If co-ops and condos are moved into Class 1, like many advocates and elected officials want, over half of the city’s roughly 3 million taxable residential units will fall within it. That new arrangement, along with any changes to the way co-ops and condos are valued, will have implications for the city’s tax rate if it is to maintain its current levy.
Property-owners are not the only ones squeezed by the system. Often the property tax burden for rentals is felt by both landlords and tenants. Some advocates and elected officials want to make sure tenants are considered when lawmakers approach reform.
“Tenants of rent-stabilized units need guarantees that savings will be passed on to them if property taxes decline on rental properties,” Brannan wrote. There are roughly 2 million tenants in about 1 million rent-stabilized apartments in the city.
“Lessening the burden on rental properties can only help the city’s considerable challenge in preserving affordable housing,” he added.

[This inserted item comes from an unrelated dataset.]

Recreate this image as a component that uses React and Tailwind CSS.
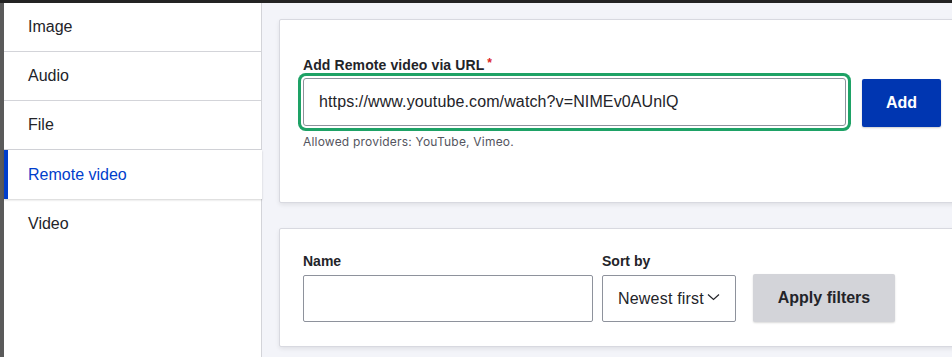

Property taxes make up about 30 percent of the operating cost of rent-regulated units and increased assessments contribute to the rising cost of housing, according to a spokesperson for the Partnership for New York City, an advocacy group for the city’s business community. Kathryn Wylde, the Partnership’s President and CEO, supports reclassifying rent-regulated housing to reduce the tax liability of those properties.
Suing for Reform
The city’s commission is not the only thing compelling lawmakers to act. The aforementioned lawsuit filed by Tax Equity Now New York, a group led by former Department of Finance Commissioner Martha Stark, is challenging the property tax system on constitutional grounds.
“The property tax system is in need of a complete overhaul that should be guided by legal principles enunciated by the court. While the Commission may come up with some good ideas, without the court’s guidance those ideas may fail to garner the support of those who need to enact any changes,” Stark wrote in an email to Gotham Gazette.
“The system is unconstitutional, illegal, and discriminatory,” she wrote, “the court is in the best position to offer the parameters for an overhaul that balances these fundamental issues.”